1. Regulatory Framework: Understanding the applicable environmental regulations (e.g., CERCLA, RCRA, state regulations) is essential for determining the potential liability and cleanup requirements associated with a contaminated site.
2. Responsible Parties: Determining the parties responsible for investigation and remediation costs is critical. This responsibility can affect the value of the property being appraised.
3. Remediation Lifecycle: The stage of remediation (e.g., pre-remediation, active remediation, post-remediation) influences the perceived risk and property value.
4. Data Sources: Accessing reliable environmental data from regulatory agencies, consultants, and databases is crucial for conducting a thorough risk assessment.

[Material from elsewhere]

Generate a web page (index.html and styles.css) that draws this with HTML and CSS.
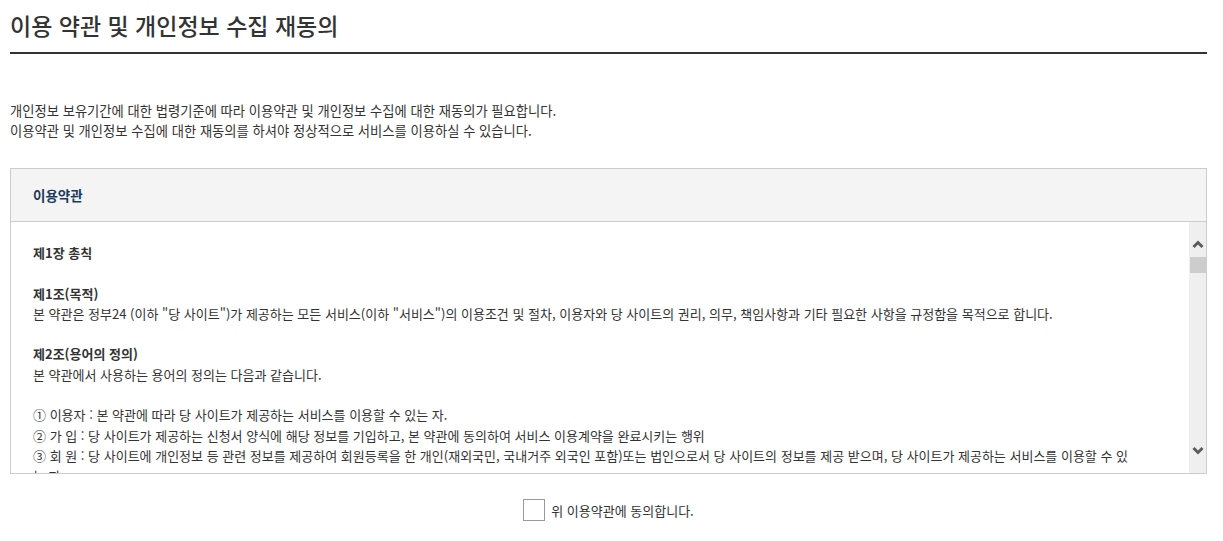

5. Environmental Exposure Pathways: Understanding how contamination can migrate, such as soil remediation, source, non-source, adjacent, and proximate sites are important for the appraisal.

Conclusion

Environmental risk assessment is an integral component of real estate appraisal for properties potentially affected by contamination. By carefully evaluating site characteristics and applying appropriate valuation techniques, appraisers can provide accurate and reliable estimates of property value, accounting for the cost, use, and risk factors associated with environmental contamination. It is important to always consider market data in arriving at the impaired values.